New Photos of the Sondern House

Monument to Privacy

I sought out this house with my father on one of my many trips to the area.  My dad was a great companion for my many journeys of Frank Lloyd Wright discovery.  He was always fascinated by the things that interested me and was great at giving me an alternative point of view on things.  He found his own love for Wright when I helped him discover the Allen/Lambe house in Wichita, Kansas… about 2 miles from his home.

On this occasion, dad was very disappointed that we didn’t get to see anything of this house.  It was early on a rainy Sunday morning and he kept trying to come up with plausible scenarios that would justify us going up and knocking on the front door.  “Sir, Here’s your news paper.” was his favorite.  I, presumably, would have been subtly snapping photos as he handed the owner their Sunday paper.

The stone at the entrance wall.

Finding this home was a bit of work.  The owners obviously like their privacy and Mr. Wright helped them with his design.  They’d built up a ridge in the driveway so that you couldn’t see the home from the street.  They changed the house number so it didn’t match the published address of the home.  They also planted a lot of trees and bushes that prevent the casual observer from peeping in.

It worked.  It was obvious to me, though not my father, that they wanted privacy.  I respected that.  I took a photo from down the hill and one of the stone at the end of their drive, and let them be.

My father and I had many great adventures in seeking out Frank Lloyd Wright homes and buildings.  I am sad to say that this was one of the last ones.  We toured the Allen/Lambe house not long before he died in 2001.  That is probably why it is one of my favorite homes. One of my only regrets with my dad is that we didn’t get a chance to go to Bartlesville, OK to see the Price Tower and home that are there.  He would have loved them.  We constantly encouraged each other to go, but by the time we were able to sync up for a trip, he was too sick to travel.

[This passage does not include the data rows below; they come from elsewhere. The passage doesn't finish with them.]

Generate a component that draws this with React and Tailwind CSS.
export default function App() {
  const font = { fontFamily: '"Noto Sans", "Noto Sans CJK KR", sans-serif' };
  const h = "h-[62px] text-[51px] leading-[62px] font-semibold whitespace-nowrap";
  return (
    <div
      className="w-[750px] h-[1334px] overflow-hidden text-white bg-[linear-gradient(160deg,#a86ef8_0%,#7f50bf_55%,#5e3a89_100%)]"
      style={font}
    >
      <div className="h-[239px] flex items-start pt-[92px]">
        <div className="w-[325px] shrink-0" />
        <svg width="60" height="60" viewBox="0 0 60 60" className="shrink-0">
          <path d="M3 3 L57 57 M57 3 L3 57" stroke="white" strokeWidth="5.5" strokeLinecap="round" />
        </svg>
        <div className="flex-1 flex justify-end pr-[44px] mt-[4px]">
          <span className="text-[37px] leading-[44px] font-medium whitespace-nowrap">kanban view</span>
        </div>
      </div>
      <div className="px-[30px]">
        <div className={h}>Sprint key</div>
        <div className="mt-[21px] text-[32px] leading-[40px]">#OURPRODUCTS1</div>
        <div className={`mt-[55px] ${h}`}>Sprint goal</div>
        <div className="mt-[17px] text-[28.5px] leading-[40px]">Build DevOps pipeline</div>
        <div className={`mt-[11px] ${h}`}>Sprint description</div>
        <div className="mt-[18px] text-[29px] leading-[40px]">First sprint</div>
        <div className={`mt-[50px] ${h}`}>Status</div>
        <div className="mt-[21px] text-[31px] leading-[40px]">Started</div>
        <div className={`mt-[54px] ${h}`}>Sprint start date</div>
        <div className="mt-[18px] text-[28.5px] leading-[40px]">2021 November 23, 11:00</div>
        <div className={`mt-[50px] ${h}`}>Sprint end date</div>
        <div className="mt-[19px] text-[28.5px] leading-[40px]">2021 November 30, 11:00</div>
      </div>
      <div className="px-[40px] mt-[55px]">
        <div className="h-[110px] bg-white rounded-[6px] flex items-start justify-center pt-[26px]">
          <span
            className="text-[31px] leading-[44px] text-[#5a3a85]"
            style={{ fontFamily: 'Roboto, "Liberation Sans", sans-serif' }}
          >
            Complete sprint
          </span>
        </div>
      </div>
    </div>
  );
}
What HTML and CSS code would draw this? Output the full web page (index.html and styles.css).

Clarence Sondern commissioned Mr. Wright to build this home in 1939.  It was completed in 1940.  The home demonstrates so many of Wright’s Usonian principles.  The home is single level with a flat roof.  Masonry sections provide the support for many walls of glass.  There are long overhang on many portions of the house and a carport for the families vehicle.  According to Storrer, this was the first home on which Jack Howe supervised the construction.

In 1948, the second owner, Arnold Adler contacted Wright to make an addition.  This greatly expanded the house and added additonal space for both living and for carports.  The whole layout of the house was changed, including the location of the front door.  Since the home was built near a hill, the expanded living room was built a few steps down from the rest of the house, allowing for a higher ceiling and clerestory windows.  The addition continued the use of tidewater cypress for the exterior and interior woodwork.

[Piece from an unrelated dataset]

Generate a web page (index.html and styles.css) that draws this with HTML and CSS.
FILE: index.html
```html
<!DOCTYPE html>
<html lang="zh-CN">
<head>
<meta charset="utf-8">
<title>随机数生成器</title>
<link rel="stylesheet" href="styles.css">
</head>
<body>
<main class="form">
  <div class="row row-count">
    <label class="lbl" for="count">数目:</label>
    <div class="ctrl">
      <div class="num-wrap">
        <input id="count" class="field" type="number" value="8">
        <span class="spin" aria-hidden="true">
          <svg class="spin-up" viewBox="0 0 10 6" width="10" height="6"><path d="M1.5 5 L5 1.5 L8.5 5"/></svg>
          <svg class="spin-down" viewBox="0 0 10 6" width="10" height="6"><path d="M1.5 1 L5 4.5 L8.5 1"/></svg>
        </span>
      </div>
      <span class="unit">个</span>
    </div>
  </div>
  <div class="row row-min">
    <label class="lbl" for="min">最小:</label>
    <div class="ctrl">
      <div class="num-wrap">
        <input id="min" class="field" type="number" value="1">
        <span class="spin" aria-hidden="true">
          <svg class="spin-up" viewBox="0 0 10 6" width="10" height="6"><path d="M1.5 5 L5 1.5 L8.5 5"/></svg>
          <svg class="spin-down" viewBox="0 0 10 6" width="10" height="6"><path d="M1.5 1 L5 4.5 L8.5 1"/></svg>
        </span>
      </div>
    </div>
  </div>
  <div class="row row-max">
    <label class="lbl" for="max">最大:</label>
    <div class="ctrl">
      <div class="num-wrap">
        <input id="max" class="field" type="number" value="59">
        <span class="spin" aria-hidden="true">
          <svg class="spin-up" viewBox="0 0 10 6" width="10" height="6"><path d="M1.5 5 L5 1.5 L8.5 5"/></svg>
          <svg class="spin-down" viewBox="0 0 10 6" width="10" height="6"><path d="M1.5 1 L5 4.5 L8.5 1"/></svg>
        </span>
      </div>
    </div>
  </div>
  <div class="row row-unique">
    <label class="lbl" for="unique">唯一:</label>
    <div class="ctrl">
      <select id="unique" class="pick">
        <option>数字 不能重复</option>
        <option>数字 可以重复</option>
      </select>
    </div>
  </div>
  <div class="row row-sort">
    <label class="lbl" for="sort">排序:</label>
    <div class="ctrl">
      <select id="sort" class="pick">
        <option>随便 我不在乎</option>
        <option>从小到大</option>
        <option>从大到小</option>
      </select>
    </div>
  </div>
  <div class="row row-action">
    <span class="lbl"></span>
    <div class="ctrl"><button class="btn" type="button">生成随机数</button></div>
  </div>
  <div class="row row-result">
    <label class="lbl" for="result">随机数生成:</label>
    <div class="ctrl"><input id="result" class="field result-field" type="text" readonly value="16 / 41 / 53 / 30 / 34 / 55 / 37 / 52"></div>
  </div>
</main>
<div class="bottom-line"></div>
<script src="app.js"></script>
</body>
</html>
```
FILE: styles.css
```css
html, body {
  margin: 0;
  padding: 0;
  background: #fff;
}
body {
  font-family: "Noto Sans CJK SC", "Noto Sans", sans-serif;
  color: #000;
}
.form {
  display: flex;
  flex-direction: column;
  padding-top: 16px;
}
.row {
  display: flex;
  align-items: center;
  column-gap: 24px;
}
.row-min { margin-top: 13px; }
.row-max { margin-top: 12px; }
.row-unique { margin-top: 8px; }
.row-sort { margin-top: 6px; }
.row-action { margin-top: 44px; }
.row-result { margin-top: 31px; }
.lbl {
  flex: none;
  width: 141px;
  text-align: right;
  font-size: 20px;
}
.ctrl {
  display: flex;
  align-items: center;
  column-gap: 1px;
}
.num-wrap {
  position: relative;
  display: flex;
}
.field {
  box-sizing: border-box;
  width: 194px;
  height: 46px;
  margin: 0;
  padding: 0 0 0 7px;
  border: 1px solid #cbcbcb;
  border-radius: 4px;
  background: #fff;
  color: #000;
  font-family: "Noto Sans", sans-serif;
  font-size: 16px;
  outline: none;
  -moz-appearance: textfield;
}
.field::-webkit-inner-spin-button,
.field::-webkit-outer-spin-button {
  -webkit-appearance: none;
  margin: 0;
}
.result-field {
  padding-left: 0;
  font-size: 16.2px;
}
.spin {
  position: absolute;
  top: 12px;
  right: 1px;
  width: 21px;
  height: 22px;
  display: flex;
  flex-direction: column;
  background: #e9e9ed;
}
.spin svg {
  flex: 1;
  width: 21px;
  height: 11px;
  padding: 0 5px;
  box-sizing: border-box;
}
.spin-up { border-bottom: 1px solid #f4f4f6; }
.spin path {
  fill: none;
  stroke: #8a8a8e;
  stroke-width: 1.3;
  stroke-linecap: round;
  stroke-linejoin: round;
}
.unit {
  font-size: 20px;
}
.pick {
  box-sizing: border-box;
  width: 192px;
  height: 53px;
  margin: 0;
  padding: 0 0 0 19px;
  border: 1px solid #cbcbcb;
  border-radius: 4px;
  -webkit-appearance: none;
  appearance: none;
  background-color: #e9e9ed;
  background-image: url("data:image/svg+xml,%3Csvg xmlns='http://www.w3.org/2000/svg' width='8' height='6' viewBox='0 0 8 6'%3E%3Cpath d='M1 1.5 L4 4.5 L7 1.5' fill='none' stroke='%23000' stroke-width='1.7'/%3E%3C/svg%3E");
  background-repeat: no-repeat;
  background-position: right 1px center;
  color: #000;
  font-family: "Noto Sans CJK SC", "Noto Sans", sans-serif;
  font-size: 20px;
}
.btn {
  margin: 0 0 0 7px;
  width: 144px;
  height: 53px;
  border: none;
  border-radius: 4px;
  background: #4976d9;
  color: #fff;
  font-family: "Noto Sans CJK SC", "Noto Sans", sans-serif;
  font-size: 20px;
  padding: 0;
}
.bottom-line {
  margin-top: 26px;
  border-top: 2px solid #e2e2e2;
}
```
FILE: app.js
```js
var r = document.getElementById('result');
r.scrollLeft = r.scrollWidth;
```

Recent pics of the Clarence Sondern House.

I got an e-mail in the Fall of 2003 from a man named Steve Murdick who lives near the Clarnece Sondern Home.  It had been up for sale this year and he and his wife had toured the home with the realtor.  He’d seen some of the info on my web site and e-mailed me about the photos.  He’s generously allowed me to host his photos on my web site.  In addition, he sent me images from the realtor’s web site and copies of the home inspector’s report.  I won’t post up the last two sets of things because I don’t have permission to and for privacy reasons, but I’ll keep them stored away for future reference.  Infinite thanks to Steve for sending me these photos.  I appreciate your willingness to let me host them.

Plunge Pool

Outside the Living Room

Fence and shed (not Wright) built after 1948

View from top of Terrace.  This is the Laundry/Heater rooms

Storage shed

View of Carports and Kitchen area from top of Terrace.

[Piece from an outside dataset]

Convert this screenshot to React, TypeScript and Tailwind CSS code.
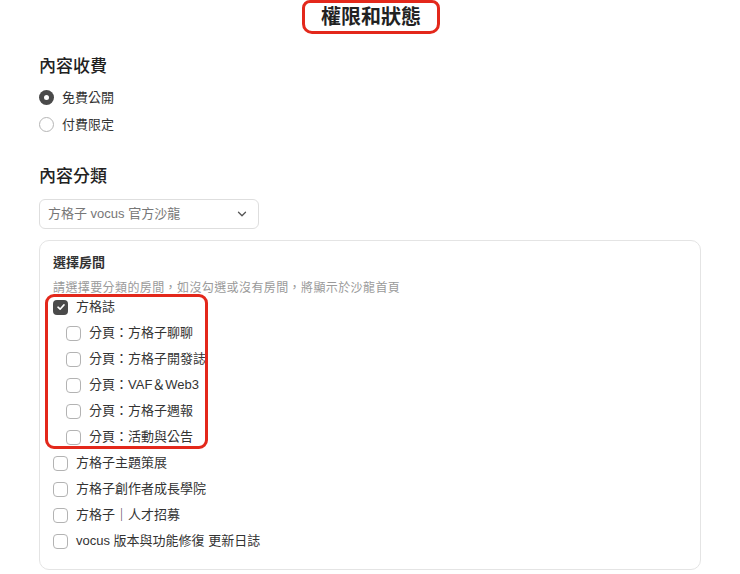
import { ChevronDown } from "lucide-react";

const font = {
  fontFamily: '"Liberation Sans", "Noto Sans CJK TC", sans-serif',
};

const subPages = [
  "分頁：方格子聊聊",
  "分頁：方格子開發誌",
  "分頁：VAF＆Web3",
  "分頁：方格子週報",
  "分頁：活動與公告",
];

const rooms = [
  "方格子主題策展",
  "方格子創作者成長學院",
  "方格子｜人才招募",
  "vocus 版本與功能修復 更新日誌",
];

function Radio({ checked, label }: { checked?: boolean; label: string }) {
  return (
    <label className="flex h-[27px] items-center gap-2">
      {checked ? (
        <span className="flex h-[15px] w-[15px] items-center justify-center rounded-full bg-[#4a4a4a]">
          <span className="h-[5px] w-[5px] rounded-full bg-white" />
        </span>
      ) : (
        <span className="h-[15px] w-[15px] rounded-full border border-[#b5b5b5] bg-white" />
      )}
      <span className="text-[13px] text-[#333]">{label}</span>
    </label>
  );
}

function Checkbox({
  checked,
  label,
  indent,
}: {
  checked?: boolean;
  label: string;
  indent?: boolean;
}) {
  return (
    <label className={`flex h-[26px] items-center gap-2 ${indent ? "pl-[13px]" : ""}`}>
      {checked ? (
        <span className="flex h-[15px] w-[15px] items-center justify-center rounded-[4px] bg-[#4a4a4a]">
          <svg width="10" height="10" viewBox="0 0 10 10" fill="none">
            <path
              d="M2 5.2 4.1 7.2 8 2.9"
              stroke="white"
              strokeWidth="1.6"
              strokeLinecap="round"
              strokeLinejoin="round"
            />
          </svg>
        </span>
      ) : (
        <span className="h-[15px] w-[15px] rounded-[4px] border border-[#b3b3b3] bg-white" />
      )}
      <span className="whitespace-nowrap text-[13px] text-[#333]">{label}</span>
    </label>
  );
}

export default function App() {
  return (
    <div className="h-[574px] w-[740px] overflow-hidden bg-white text-[#222]" style={font}>
      <div className="flex justify-center pl-[2px]">
        <div className="flex h-[34px] items-center rounded-b-[10px] rounded-t-[8px] border-[3px] border-[#e3281b] px-[16px] text-[20px] font-bold leading-none">
          權限和狀態
        </div>
      </div>

      <div className="px-[39px]">
        <h2 className="mt-[21px] text-[17px] font-medium leading-[24px]">內容收費</h2>
        <div className="mt-[5px] flex flex-col">
          <Radio checked label="免費公開" />
          <Radio label="付費限定" />
        </div>

        <h2 className="mt-[27px] text-[17px] font-medium leading-[24px]">內容分類</h2>
        <div className="mt-[10px] flex h-[30px] w-[220px] items-center justify-between rounded-[6px] border border-[#dedede] pl-[8px] pr-[9px]">
          <span className="text-[13px] text-[#777]">方格子 vocus 官方沙龍</span>
          <ChevronDown className="h-[14px] w-[14px] text-[#555]" strokeWidth={2.2} />
        </div>

        <div className="mt-[11px] rounded-[10px] border border-[#e4e4e4] pb-[15px] pl-[13px] pt-[12px]">
          <h3 className="text-[13px] font-bold leading-[20px] text-[#333]">選擇房間</h3>
          <p className="mt-[7px] text-[12px] leading-[16px] tracking-[0.4px] text-[#9a9a9a]">
            請選擇要分類的房間，如沒勾選或沒有房間，將顯示於沙龍首頁
          </p>
          <div className="-mt-[2px] flex flex-col">
            <div className="relative">
              <Checkbox checked label="方格誌" />
              {subPages.map((s) => (
                <Checkbox key={s} indent label={s} />
              ))}
              <div className="pointer-events-none absolute -left-[8px] top-0 h-[155px] w-[163px] rounded-[9px] border-[3px] border-[#e3281b]" />
            </div>
            {rooms.map((r) => (
              <Checkbox key={r} label={r} />
            ))}
          </div>
        </div>
      </div>
    </div>
  );
}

Metal Cabinets in the kitchen… looking in from the gallery

View from the other side of the Kitchen.  Notice the air conditioner behind the cabinet in the lower right corner.

Looking into the Gallery and out to the plunge pool.

Dining area and Gallery.  The kitchen is beyond.  At the far right is a Wright sound system built into the wall.  It doesn’t work.

Living Room fireplace.  The fireplaces have serious damage and will need around $11,000 worth of repairs

Wooden deck in the garden outside the living room.

Terrace with nursery windows on the left.  The sitting room windows are on the right.

Master Bedroom.  The fireplace is behind the chair on the right

The sitting room.  This was the original living room.

Sitting room looking toward the terrace

Looking at the sitting room fireplace.  Notice the wet bar to the right.  This was the original hallway to the original front doorway.

Bathroom right next to the entry .

Semi hidden radiator in the same bathroom to the left of the vanity.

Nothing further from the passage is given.